● **PROVIDED MATERIAL**:

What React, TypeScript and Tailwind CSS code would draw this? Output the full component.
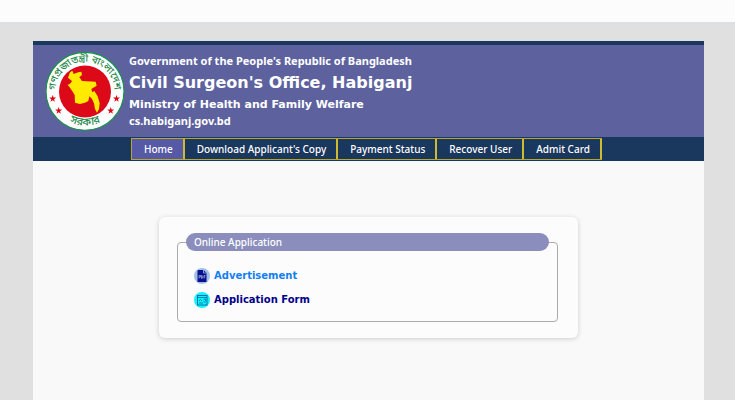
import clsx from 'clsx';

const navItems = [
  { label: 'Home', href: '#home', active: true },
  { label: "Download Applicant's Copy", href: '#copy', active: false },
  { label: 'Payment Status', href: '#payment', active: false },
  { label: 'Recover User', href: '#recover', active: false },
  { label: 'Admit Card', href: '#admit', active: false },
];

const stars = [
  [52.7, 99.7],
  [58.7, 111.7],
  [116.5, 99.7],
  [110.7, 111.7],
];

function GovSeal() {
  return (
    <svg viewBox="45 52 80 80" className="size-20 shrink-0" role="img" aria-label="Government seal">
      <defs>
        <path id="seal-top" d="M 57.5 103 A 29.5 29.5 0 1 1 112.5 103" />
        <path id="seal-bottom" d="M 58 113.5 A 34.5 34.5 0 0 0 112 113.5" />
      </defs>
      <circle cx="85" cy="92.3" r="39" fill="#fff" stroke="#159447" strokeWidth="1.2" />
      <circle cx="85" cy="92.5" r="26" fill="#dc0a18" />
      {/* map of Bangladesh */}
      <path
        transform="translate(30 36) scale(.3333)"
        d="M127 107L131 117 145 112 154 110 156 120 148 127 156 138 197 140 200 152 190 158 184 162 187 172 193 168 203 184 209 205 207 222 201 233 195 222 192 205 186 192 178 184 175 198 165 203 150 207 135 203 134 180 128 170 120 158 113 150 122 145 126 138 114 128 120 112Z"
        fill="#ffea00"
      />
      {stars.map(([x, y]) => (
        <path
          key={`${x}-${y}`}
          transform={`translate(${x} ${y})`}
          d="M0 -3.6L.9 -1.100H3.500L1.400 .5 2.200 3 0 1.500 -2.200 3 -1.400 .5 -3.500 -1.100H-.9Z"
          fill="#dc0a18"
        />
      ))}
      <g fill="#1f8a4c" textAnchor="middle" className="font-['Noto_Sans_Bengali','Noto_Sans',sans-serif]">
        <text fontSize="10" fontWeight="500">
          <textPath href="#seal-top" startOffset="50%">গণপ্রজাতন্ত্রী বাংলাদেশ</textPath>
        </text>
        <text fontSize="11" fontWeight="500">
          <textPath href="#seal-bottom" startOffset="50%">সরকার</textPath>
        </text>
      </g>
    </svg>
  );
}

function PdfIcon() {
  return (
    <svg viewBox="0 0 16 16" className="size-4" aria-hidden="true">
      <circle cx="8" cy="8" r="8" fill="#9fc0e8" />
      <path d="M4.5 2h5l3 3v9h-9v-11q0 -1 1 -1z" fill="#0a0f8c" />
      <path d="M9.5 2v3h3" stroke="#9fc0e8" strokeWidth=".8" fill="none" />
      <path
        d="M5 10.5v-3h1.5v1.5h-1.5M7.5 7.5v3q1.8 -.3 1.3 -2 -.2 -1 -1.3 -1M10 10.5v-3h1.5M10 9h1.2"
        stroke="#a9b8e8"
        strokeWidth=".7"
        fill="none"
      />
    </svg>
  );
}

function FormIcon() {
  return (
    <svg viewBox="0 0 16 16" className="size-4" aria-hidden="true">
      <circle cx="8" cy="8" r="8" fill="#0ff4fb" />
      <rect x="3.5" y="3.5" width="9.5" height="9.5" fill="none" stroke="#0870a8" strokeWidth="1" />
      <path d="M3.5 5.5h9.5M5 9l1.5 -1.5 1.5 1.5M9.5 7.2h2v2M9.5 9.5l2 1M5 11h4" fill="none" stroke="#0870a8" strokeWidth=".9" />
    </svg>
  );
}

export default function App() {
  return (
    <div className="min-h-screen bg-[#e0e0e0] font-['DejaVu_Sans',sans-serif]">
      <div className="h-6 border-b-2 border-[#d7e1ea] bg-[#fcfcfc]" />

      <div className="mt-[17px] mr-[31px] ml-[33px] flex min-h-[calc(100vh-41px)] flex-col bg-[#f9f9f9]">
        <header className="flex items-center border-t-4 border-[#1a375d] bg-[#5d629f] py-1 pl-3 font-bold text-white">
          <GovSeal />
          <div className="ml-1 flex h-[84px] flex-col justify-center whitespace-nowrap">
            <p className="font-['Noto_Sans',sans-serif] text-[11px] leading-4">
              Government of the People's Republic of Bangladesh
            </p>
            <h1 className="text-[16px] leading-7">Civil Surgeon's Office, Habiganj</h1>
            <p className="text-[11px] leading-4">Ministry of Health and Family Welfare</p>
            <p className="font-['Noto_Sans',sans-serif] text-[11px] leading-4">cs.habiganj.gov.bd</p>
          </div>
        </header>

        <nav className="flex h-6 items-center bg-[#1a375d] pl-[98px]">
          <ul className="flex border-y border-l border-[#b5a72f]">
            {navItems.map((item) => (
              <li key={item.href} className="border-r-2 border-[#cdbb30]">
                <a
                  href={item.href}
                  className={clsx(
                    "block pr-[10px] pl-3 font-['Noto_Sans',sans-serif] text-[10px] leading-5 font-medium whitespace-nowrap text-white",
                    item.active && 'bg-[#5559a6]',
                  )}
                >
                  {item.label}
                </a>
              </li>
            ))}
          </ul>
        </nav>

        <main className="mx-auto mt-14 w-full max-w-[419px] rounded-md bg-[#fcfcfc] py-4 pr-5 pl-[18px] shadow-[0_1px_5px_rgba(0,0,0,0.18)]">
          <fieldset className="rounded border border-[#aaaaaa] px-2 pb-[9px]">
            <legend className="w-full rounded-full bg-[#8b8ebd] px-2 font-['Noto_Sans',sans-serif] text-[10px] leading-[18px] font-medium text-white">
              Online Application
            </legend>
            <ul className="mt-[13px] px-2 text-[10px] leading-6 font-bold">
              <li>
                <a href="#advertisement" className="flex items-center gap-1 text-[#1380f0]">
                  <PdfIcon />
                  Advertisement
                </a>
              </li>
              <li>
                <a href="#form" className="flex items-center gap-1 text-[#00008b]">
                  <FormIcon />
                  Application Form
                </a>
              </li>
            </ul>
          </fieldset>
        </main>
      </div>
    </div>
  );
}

● **STATED GOAL**: Reproduce exactly the run of lines that opens the listing and closes with the line holding "import clsx from 'clsx';". Pictures are excluded.

● **ANSWER BELOW**:
What React, TypeScript and Tailwind CSS code would draw this? Output the full component.
import clsx from 'clsx';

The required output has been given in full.